Dr. Thakar: Yeah, I think the…I’d probably ignore that, you know, a little bit. I would say the ASX has been incredibly good to us for the quality of the shareholders that we’ve bought onto the register. There’s some just really, really strong institutional shareholders, who are thematic, they understand just your health care.

And I have to say, Stuart, I think, you know, we’re very lucky, frankly. But really pleased, you know, the guys like Helen Daly [SP] and [inaudible 00:14:37] who are our shareholders are fantastic.

Stuart: Yeah. So, let’s wind it up with this. As you would vote to a moment ago, this is not going to be a UK business, you’re taking this thing globally, presumably starting with medical systems that are originated ultimately in the UK, but it can be applicable right across the industrialized world, right?

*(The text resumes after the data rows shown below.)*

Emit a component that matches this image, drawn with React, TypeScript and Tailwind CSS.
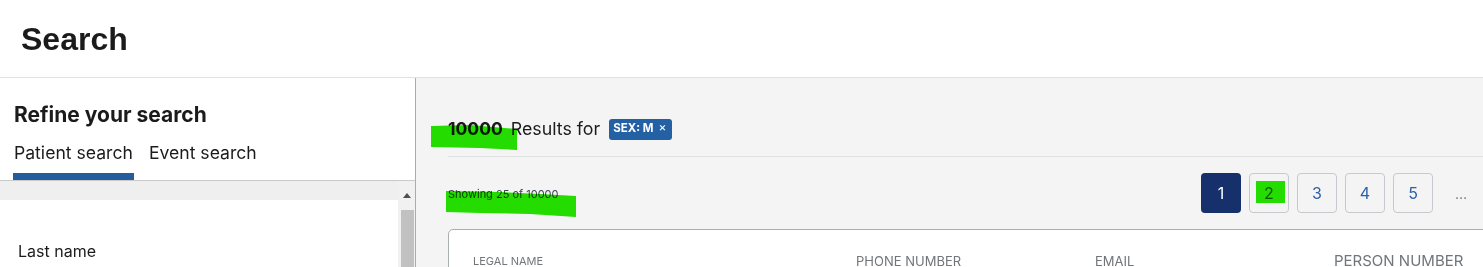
// Search page – refine panel + results list header

const PAGES = ["1", "2", "3", "4", "5"];

const COLUMNS = [
  { label: "Legal name", size: "text-[11px]" },
  { label: "Phone number", size: "text-[13px]" },
  { label: "Email", size: "text-[13px]" },
  { label: "Person number", size: "text-[15px]" },
];

function Highlights() {
  // marker annotations drawn over the screenshot
  return (
    <svg
      className="pointer-events-none absolute left-0 top-0 mix-blend-multiply"
      width="1483"
      height="267"
      viewBox="0 0 1483 267"
    >
      <path d="M431 126 L470 125 L517 129 L517 150 L480 148 L431 147 Z" fill="#25e600" />
      <path d="M446 191 L500 192 L540 194 L576 196 L576 217 L530 214 L480 213 L446 212 Z" fill="#25e600" />
      <rect x="1256" y="181" width="29" height="22" fill="#25e600" />
    </svg>
  );
}

function Scrollbar() {
  return (
    <div className="w-[17px] shrink-0 bg-[#f1f1f1] flex flex-col items-center">
      <div className="h-[29px] w-full flex items-center justify-center">
        <svg width="8" height="5" viewBox="0 0 8 5">
          <path d="M0 5 L4 0 L8 5 Z" fill="#505050" />
        </svg>
      </div>
      <div className="w-[13px] flex-1 bg-[#c1c1c1] ml-[1px]" />
    </div>
  );
}

export default function App() {
  return (
    <div
      className="relative w-[1483px] h-[267px] overflow-hidden bg-white text-[#1b1b1b]"
      style={{ fontFamily: "Inter, 'Noto Sans', sans-serif" }}
    >
      <header className="h-[78px] border-b border-[#dfe1e2] flex items-center px-[21px]">
        <h1 className="text-[32px] font-bold font-['Liberation_Sans',Arial,sans-serif] text-[#1b1b1b]">
          Search
        </h1>
      </header>

      <div className="flex h-[189px]">
        {/* refine panel */}
        <aside className="w-[416px] shrink-0 border-r border-[#ababab] flex flex-col">
          <h2 className="mt-[23px] h-[28px] leading-[28px] px-[14px] text-[21px] font-bold">
            Refine your search
          </h2>
          <div className="mt-[12px] flex gap-[15px] px-[13px] border-b border-[#c9c9c9]">
            <div className="flex flex-col">
              <span className="h-[24px] leading-[24px] text-[17.6px] px-[1px]">Patient search</span>
              <span className="mt-[8px] h-[7px] bg-[#245c9e]" />
            </div>
            <div className="flex flex-col">
              <span className="h-[24px] leading-[24px] text-[17.6px]">Event search</span>
              <span className="mt-[8px] h-[7px]" />
            </div>
          </div>
          <div className="flex flex-1 bg-[#efefef]">
            <div className="flex-1 mt-[19px] bg-white">
              <p className="mt-[39px] px-[18px] h-[24px] leading-[24px] text-[16px]">Last name</p>
            </div>
            <Scrollbar />
          </div>
        </aside>

        {/* results */}
        <main className="flex-1 bg-[#f4f4f4] pl-[32px]">
          <div className="w-[1153px]">
            <div className="mt-[39px] pb-[15px] border-b border-[#dfe1e2]">
              <div className="h-[24px] flex items-center gap-[8px]">
                <span className="text-[17.5px] font-bold">10000</span>
                <span className="text-[17.8px]">Results for</span>
                <span className="ml-[1px] h-[21px] pl-[4px] pr-[6px] rounded-[3px] bg-[#2460a4] text-white text-[11.5px] font-bold flex items-center gap-[5px]">
                  SEX: M
                  <span className="text-[12px] font-normal leading-none -mt-[4px]">×</span>
                </span>
              </div>
            </div>

            <div className="mt-[16px] h-[40px] flex items-center justify-between">
              <span className="mt-[3px] text-[11px] text-[#3d4551]">Showing 25 of 10000</span>
              <nav className="flex items-center gap-[8px]">
                {PAGES.map((p) => (
                  <span
                    key={p}
                    className={
                      p === "1"
                        ? "w-[40px] h-[40px] rounded-[4px] bg-[#15306a] text-white text-[16px] flex items-center justify-center"
                        : "w-[40px] h-[40px] rounded-[4px] border border-[#c6cace] text-[#2b5fa8] text-[16px] flex items-center justify-center"
                    }
                  >
                    {p}
                  </span>
                ))}
                <span className="w-[40px] h-[40px] flex items-center justify-center text-[#71767a] text-[14px]">
                  …
                </span>
                <span className="w-[40px] h-[40px] rounded-[4px] border border-[#c6cace] text-[#2b5fa8] text-[16px] flex items-center justify-center">
                  400
                </span>
                <span className="w-[64px] h-[40px] flex items-center justify-center text-[#2b5fa8] text-[16px]">
                  Next
                </span>
              </nav>
            </div>

            <div className="mt-[16px] h-[60px] bg-white border border-[#a9aeb1] rounded-tl-[5px] pl-[24px] pt-[23px]">
              <div className="grid grid-cols-[383px_239px_239px_1fr] items-end">
                {COLUMNS.map((c) => (
                  <span key={c.label} className={`${c.size} uppercase text-[#71767a] leading-[16px]`}>
                    {c.label}
                  </span>
                ))}
              </div>
            </div>
          </div>
        </main>
      </div>

      <Highlights />
    </div>
  );
}
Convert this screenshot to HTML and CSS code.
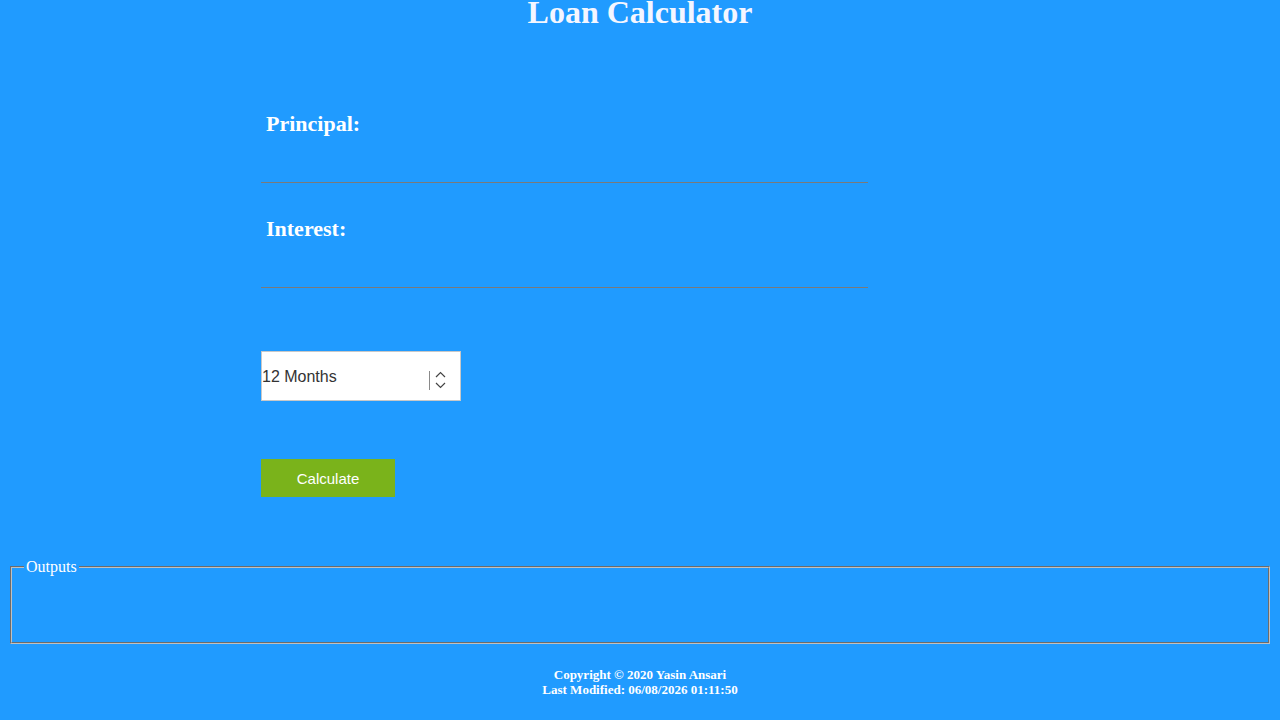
FILE: index.html
```html
<!DOCTYPE html>
<html lang="en">
<head>
<meta charset="utf-8">
<title>Loan Calculator</title>
<link rel="stylesheet" href="styles.css">
</head>
<body>
<h1 class="title">Loan Calculator</h1>
<main class="calc">
  <div class="field">
    <label class="label" for="principal">Principal:</label>
    <input class="line" id="principal" type="text">
  </div>
  <div class="field">
    <label class="label" for="interest">Interest:</label>
    <input class="line" id="interest" type="text">
  </div>
  <div class="select-wrap">
    <select class="select">
      <option>12 Months</option>
      <option>24 Months</option>
      <option>36 Months</option>
    </select>
    <svg class="arrows" width="32" height="48" viewBox="0 0 32 48">
      <line x1="1.5" y1="19" x2="1.5" y2="38" stroke="#8a8a8a" stroke-width="1"/>
      <polyline points="8,25 12.5,20.5 17,25" fill="none" stroke="#444" stroke-width="1.2"/>
      <polyline points="8,31 12.5,35.5 17,31" fill="none" stroke="#444" stroke-width="1.2"/>
    </svg>
  </div>
  <button class="btn" type="button">Calculate</button>
</main>
<fieldset class="outputs">
  <legend class="legend">Outputs</legend>
  <div class="output"></div>
</fieldset>
<footer class="foot">
  <div>Copyright © 2020 Yasin Ansari</div>
  <div>Last Modified: 06/08/2026 01:11:50</div>
</footer>
</body>
</html>
```
FILE: styles.css
```css
html, body {
  height: 100%;
}
body {
  margin: 0;
  padding: 0 8px;
  background: #209bff;
  color: #ffffff;
  font-family: "Liberation Serif", "Times New Roman", serif;
  overflow: hidden;
}
.title {
  margin: -6px 0 0;
  font-size: 32px;
  line-height: 37px;
  font-weight: bold;
  text-align: center;
  color: #f4f6ff;
}
.calc {
  display: flex;
  flex-direction: column;
  align-items: flex-start;
  margin: 80px 0 0 253px;
  width: 607px;
}
.field {
  display: flex;
  flex-direction: column;
  width: 100%;
  margin-bottom: 33px;
}
.field + .field {
  margin-bottom: 0;
}
.label {
  font-size: 22px;
  line-height: 26px;
  font-weight: bold;
  padding-left: 5px;
}
.line {
  box-sizing: border-box;
  height: 46px;
  width: 100%;
  background: transparent;
  border: none;
  border-bottom: 1px solid #7a7a7a;
  outline: none;
  color: #fff;
  font-size: 18px;
  padding: 0 5px;
}
.select-wrap {
  display: flex;
  box-sizing: border-box;
  width: 200px;
  height: 50px;
  margin-top: 63px;
  background: #fff;
  border: 1px solid #c8c8c8;
}
.select {
  flex: 1;
  min-width: 0;
  -webkit-appearance: none;
  appearance: none;
  border: none;
  background: transparent;
  font-family: "Liberation Sans", Arial, sans-serif;
  font-size: 16px;
  color: #333;
  padding: 0;
  outline: none;
}
.arrows {
  flex: none;
  display: block;
}
.btn {
  margin-top: 58px;
  width: 134px;
  height: 38px;
  border: none;
  background: #7ab31b;
  color: #fff;
  font-family: "Liberation Sans", Arial, sans-serif;
  font-size: 15px;
  padding: 0;
}
.outputs {
  margin: 61px 2px 0;
  border: 2px groove #c0c0c0;
  padding: 0.35em 0.75em 0.625em;
}
.legend {
  padding: 0 2px;
  font-size: 16px;
  color: #fff;
}
.output {
  height: 50px;
}
.foot {
  margin-top: 23px;
  text-align: center;
  font-size: 13px;
  line-height: 15px;
  font-weight: bold;
}
```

Dr. Thakar: I think it can be applied in industrial as well. We have to think about a couple of things. One, where is the competition? So my view is, I only really want to go somewhere we can win. And by win means scale and the best quality service for our patients.

And I think there are a number of countries that are English speaking, have mature health economies like the UK, but a nation from a digital point of view. Australia being one of them. You have a mature health economy, you’re incredibly good at health services, you’re up there in the world, but your digital market is just growing.

So that shows potential. Ireland potential, Canada’s potential. Once we think about these sort of countries as a first wave, we can obviously look to emerging markets thereafter in Southeast Asia, and that’s why Australia is such a good base for us. But, absolutely, global intention, how many people can we provide better health care to that’s joined up and really accessible? And we shouldn’t stop.

Stuart: Right. So if we were having this conversation a year from now, what do you hope to have achieved with Doctor Care Anywhere?

Dr. Thakar: I think a year from now, there are a couple of things to think about. What I really want to be able to say is point to and say, “How much do our patients really appreciate this service?” Number one, and we already know we have an NPS score that’s over 80, but I want to see patients going, saying to me, “We can’t do without it.”

Stuart: It’s better [inaudible 00:16:11].

Dr. Thakar: Yeah. But you know what, it’s interesting, because…and this is for the whole sector. When things normalize, this becomes the normal, then people are going to expect the service delivered by Amazon. So we’re gonna have to expect to hold that.

The second thing I want is, I want GPs to be saying…every GP or every clinician says, “I want to work on that platform because they look after us, the provider’s training and the provider’s space, to do consults in the way we want to do them.”

And the third thing is really how we deliver better outcomes for our patients. We talked about this extended model of diagnostics, and we’re saving money for the payers. We’re already starting to show we’re saving money. But let’s link saving money to delivering better clinical outcomes.

And surely, that’s got to be the thing that we got to do. And if we can do that, then we truly can scale globally, because why wouldn’t you want a service that is cheaper and better for you clinically. And that’s the thing I really want to able to prove.

Stuart: That’s right. Well, doing good and doing good for yourself as well. Bayju, thank you. It’s been a pleasure and a privilege, and here’s to a great year ahead for Doctor Care Anyway.

Dr. Thakar: Thanks so much, Stuart. Appreciate your time.